Die Erkundung der Ressourcen zeigte, dass in relativer Nähe, eine Physiotherapiepraxis spezielle Schulungen und Trainings On the Job zu diesem Thema vornahm, die zudem auch noch öffentlich gefördert wurden. Mit einem Mal war eine Lösung entwickelt, die nicht nur der betroffenen Mitarbeiterin zugute kam, sondern von der das gesamt Team profitierte. Einige Hilfsmittel wurden zudem angeschafft und die Situation verbesserte sich durch die Maßnahmen insgesamt.

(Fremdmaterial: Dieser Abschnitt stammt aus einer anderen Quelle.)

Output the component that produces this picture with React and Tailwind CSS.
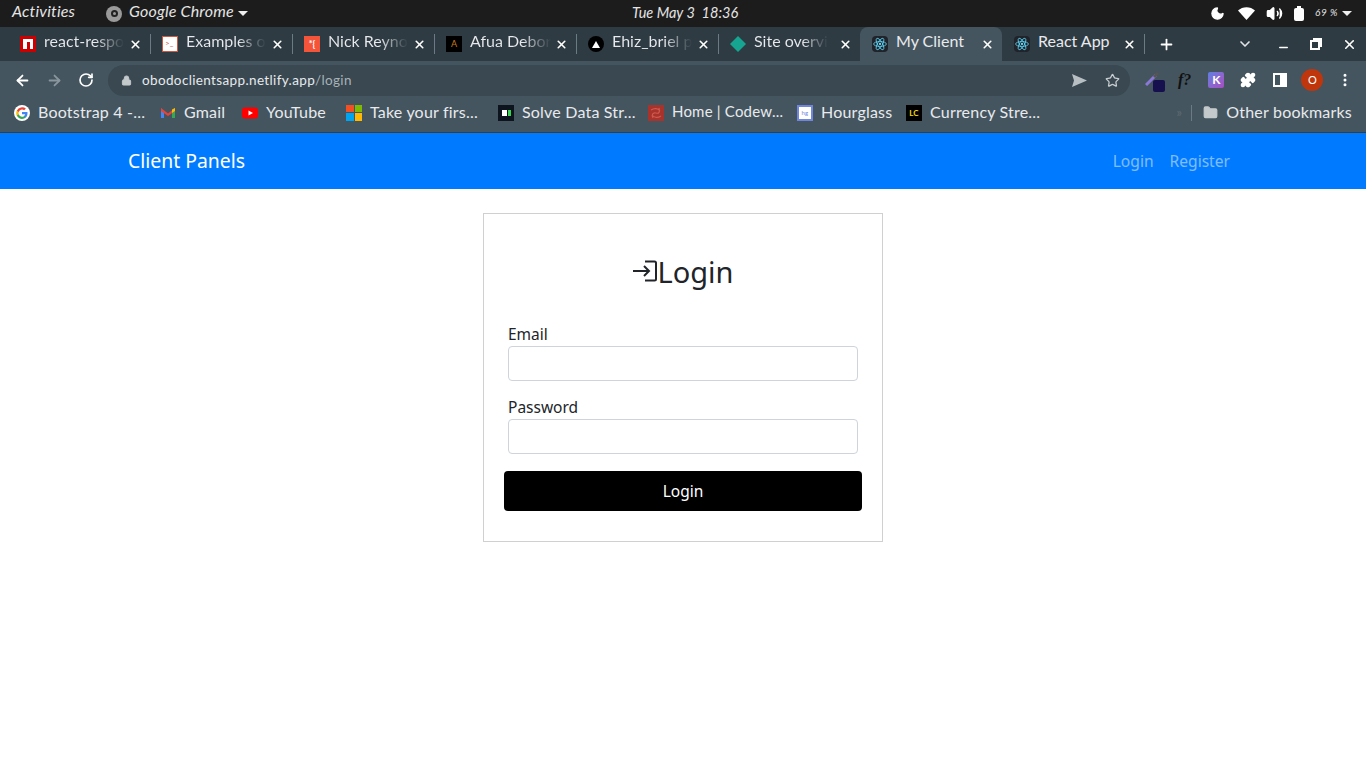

Oft geht viel mehr, als zunächst gedacht. Manchmal reichen kleine Veränderungen. Systemische, zukunftsgerichtete Fragetechniken sind an dieser Stelle sehr hilfreich. Dadurch können überraschende Lösungen entstehen, die helfen Mitarbeiter_innen zu halten und Belastungen für Teams und Unternehmen zu reduzieren. Ein systemisch ausgerichtetes BEM, mit wertschätzender Gesprächsführung zwischen allen Beteiligten, kann Einfluss auf das gesamte Unternehmen haben. Sie kann Teil einer positiven, gesundheitsfördernden Firmenkultur sein, die gerade in Zeit des Fachkräftemangels wertvoll ist.

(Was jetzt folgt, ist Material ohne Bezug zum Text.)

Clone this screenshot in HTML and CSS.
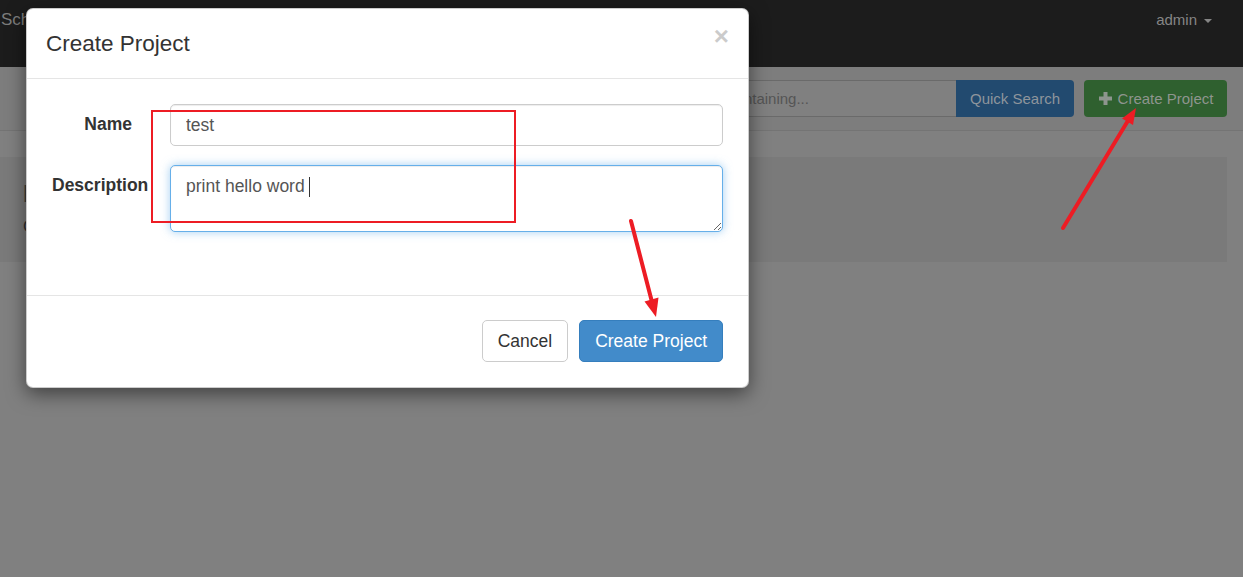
FILE: index.html
```html
<!DOCTYPE html>
<html>
<head>
<meta charset="utf-8">
<title>Create Project</title>
<link rel="stylesheet" href="styles.css">
</head>
<body>
  <nav class="navbar">
    <div class="brand">Schedulis</div>
    <div class="user">admin <span class="caret"></span></div>
  </nav>

  <div class="subbar">
    <div class="search">
      <input class="search-input" type="text" placeholder="Search for projects containing...">
      <button class="btn-qs">Quick Search</button>
    </div>
    <button class="btn-green">
      <svg class="plus" width="13" height="13" viewBox="0 0 13 13"><rect x="4.5" y="0" width="4" height="13"/><rect x="0" y="4.5" width="13" height="4"/></svg>
      Create Project
    </button>
  </div>

  <main class="content">
    <div class="panel">
      <h2 class="panel-title">Projects</h2>
      <p class="panel-text">Create a new project to get started.</p>
    </div>
  </main>

  <div class="modal">
    <div class="modal-header">
      <h4 class="modal-title">Create Project</h4>
      <span class="close">&times;</span>
    </div>
    <div class="modal-body">
      <div class="form-row">
        <label class="form-label">Name</label>
        <input class="form-control" type="text" value="test">
      </div>
      <div class="form-row">
        <label class="form-label">Description</label>
        <div class="ta-wrap">
          <textarea class="form-control ta focus" rows="2">print hello word </textarea>
          <span class="text-caret"></span>
        </div>
      </div>
    </div>
    <div class="modal-footer">
      <button class="btn btn-default">Cancel</button>
      <button class="btn btn-primary">Create Project</button>
    </div>
  </div>

  <svg class="annot" width="1243" height="577" viewBox="0 0 1243 577">
    <rect x="152" y="111" width="363" height="111" fill="none" stroke="#ed1c24" stroke-width="2"/>
    <line x1="631" y1="221" x2="652" y2="302" stroke="#ed1c24" stroke-width="4" stroke-linecap="round"/>
    <polygon points="656,317 658.5,297.5 644.5,301.5" fill="#ed1c24"/>
    <line x1="1063" y1="228" x2="1129" y2="119" stroke="#ed1c24" stroke-width="4" stroke-linecap="round"/>
    <polygon points="1136,108 1133,125 1122,118.5" fill="#ed1c24"/>
  </svg>
</body>
</html>
```

FILE: styles.css
```css
html, body {
  margin: 0;
  padding: 0;
}
body {
  width: 1243px;
  height: 577px;
  overflow: hidden;
  background: #808080;
  font-family: "Liberation Sans", Arial, sans-serif;
  position: relative;
}

/* background page (dimmed) */
.navbar {
  height: 67px;
  background: #1c1c1c;
  display: flex;
  justify-content: space-between;
  align-items: flex-start;
}
.brand {
  padding: 10px 0 0 1px;
  font-size: 17px;
  color: #7c7c7c;
  line-height: 20px;
}
.user {
  padding: 10px 31px 0 0;
  font-size: 15px;
  line-height: 20px;
  color: #858585;
  display: flex;
  align-items: center;
  gap: 7px;
}
.caret {
  width: 0;
  height: 0;
  border-left: 4.5px solid transparent;
  border-right: 4.5px solid transparent;
  border-top: 4.5px solid #858585;
  margin-top: 1px;
}

.subbar {
  background: #7d7d7d;
  border-bottom: 1px solid #747474;
  display: flex;
  justify-content: flex-end;
  align-items: flex-start;
  padding: 13px 16px 0 0;
  box-sizing: border-box;
  height: 64px;
  gap: 10px;
}
.search {
  display: flex;
}
.search-input {
  width: 371px;
  height: 37px;
  box-sizing: border-box;
  background: #808080;
  border: 1px solid #6a6a6a;
  border-right: none;
  border-radius: 4px 0 0 4px;
  padding: 0 12px;
  font-family: "Liberation Sans", Arial, sans-serif;
  font-size: 15px;
  color: #4d4d4d;
}
.search-input::placeholder {
  color: #555;
}
.btn-qs {
  width: 118px;
  height: 37px;
  border: none;
  border-radius: 0 4px 4px 0;
  background: #224a6f;
  color: #8e959c;
  font-family: "Liberation Sans", Arial, sans-serif;
  font-size: 15px;
  padding: 0;
}
.btn-green {
  width: 143px;
  height: 37px;
  border: none;
  border-radius: 4px;
  background: #2f602f;
  color: #8e958e;
  font-family: "Liberation Sans", Arial, sans-serif;
  font-size: 15px;
  padding: 0 0 0 1px;
  display: flex;
  align-items: center;
  justify-content: center;
  gap: 6px;
}
.plus {
  fill: #8e958e;
}

.content {
  padding: 26px 16px 0 0;
}
.panel {
  height: 105px;
  background: #7a7a7a;
  padding: 24px 0 0 23px;
  box-sizing: border-box;
}
.panel-title {
  margin: 0;
  font-size: 24px;
  line-height: 26px;
  color: #3a3a3a;
}
.panel-text {
  margin: 10px 0 0;
  font-size: 17px;
  color: #2f2f2f;
}

/* modal */
.modal {
  position: absolute;
  left: 26px;
  top: 8px;
  width: 723px;
  box-sizing: border-box;
  background: #fff;
  border: 1px solid rgba(0, 0, 0, 0.2);
  border-radius: 7px;
  box-shadow: 0 6px 19px rgba(0, 0, 0, 0.5);
  color: #333;
}
.modal-header {
  display: flex;
  justify-content: space-between;
  align-items: flex-start;
  padding: 19px 19px 18px;
  border-bottom: 1px solid #e5e5e5;
}
.modal-title {
  margin: 0;
  font-size: 22.5px;
  font-weight: normal;
  line-height: 32px;
  color: #333;
}
.close {
  font-size: 26px;
  font-weight: bold;
  line-height: 26px;
  color: #000;
  opacity: 0.2;
  margin-top: -5px;
}
.modal-body {
  padding: 25px 25px 25px;
}
.form-row {
  display: grid;
  grid-template-columns: 80px 1fr;
  column-gap: 38px;
  margin-bottom: 19px;
}
.form-label {
  justify-self: safe end;
  width: max-content;
  font-weight: bold;
  font-size: 17.5px;
  line-height: 25px;
  padding-top: 8px;
  white-space: nowrap;
  color: #333;
}
.form-control {
  display: block;
  width: 100%;
  height: 42px;
  box-sizing: border-box;
  padding: 7.5px 15px;
  border: 1px solid #ccc;
  border-radius: 5px;
  box-shadow: inset 0 1px 1px rgba(0, 0, 0, 0.075);
  font-family: "Liberation Sans", Arial, sans-serif;
  font-size: 17.5px;
  line-height: 25px;
  color: #555;
  background: #fff;
  margin: 0;
}
.ta-wrap {
  position: relative;
}
.ta {
  height: 67px;
  resize: vertical;
}
.ta.focus {
  border-color: #66afe9;
  box-shadow: inset 0 1px 1px rgba(0, 0, 0, 0.075), 0 0 10px rgba(102, 175, 233, 0.6);
  outline: none;
}
.text-caret {
  position: absolute;
  left: 139px;
  top: 12px;
  width: 1px;
  height: 20px;
  background: #333;
}
.modal-footer {
  display: flex;
  justify-content: flex-end;
  gap: 11px;
  margin-top: 19px;
  padding: 24px 25px 25px;
  border-top: 1px solid #e5e5e5;
}
.btn {
  height: 42px;
  box-sizing: border-box;
  padding: 7.5px 15px;
  font-family: "Liberation Sans", Arial, sans-serif;
  font-size: 17.5px;
  line-height: 25px;
  border-radius: 5px;
  border: 1px solid transparent;
}
.btn-default {
  background: #fff;
  border-color: #ccc;
  color: #333;
}
.btn-primary {
  background: #428bca;
  border-color: #357ebd;
  color: #fff;
}

.annot {
  position: absolute;
  left: 0;
  top: 0;
  pointer-events: none;
}
```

Es geht im BEM nicht darum, Angebote im Sinne eines Blumenstraußes zu machen, aus denen ausgewählt werden kann. Diese Idee entsteht manchmal, wenn Mitarbeiter_innen lediglich als "Empfangende" begriffen werden oder sich selbst als solche verstehen. Systemische Gesprächsführung demgegenüber macht gerade die Mitarbeiter_innen zu Akteur_innen, denn mit einer systemischen Haltung begreifen wir sie als Expert_innen für ihre Situation. Passgenaue Lösungen können gemeinsam erarbeitet werden, wenn sich Mitarbeiter_innen, Führungskräfte und andere Beteiligte als Gestalter_innen einbringen. Und dies funktioniert am ehesten, wenn die BEM-Berater_innen eine fragende, verstehende Haltung einnehmen, den Prozess steuern - aber nicht für die Lösungen verantwortlich sind. Die Erarbeitung von Lösungen mit den beteiligten Akteur_innen, braucht oft etwas mehr Zeit, sorgfältiges Fragen und eine Annäherung im gegenseitigen Verstehen. Hilfreich ist auch das Wohlwollen und Veränderungs-bereitschaft, bisher Ungedachtes zu probieren. Doch so entstehen nachhaltige Lösungen, die von allen mitgetragen werden können.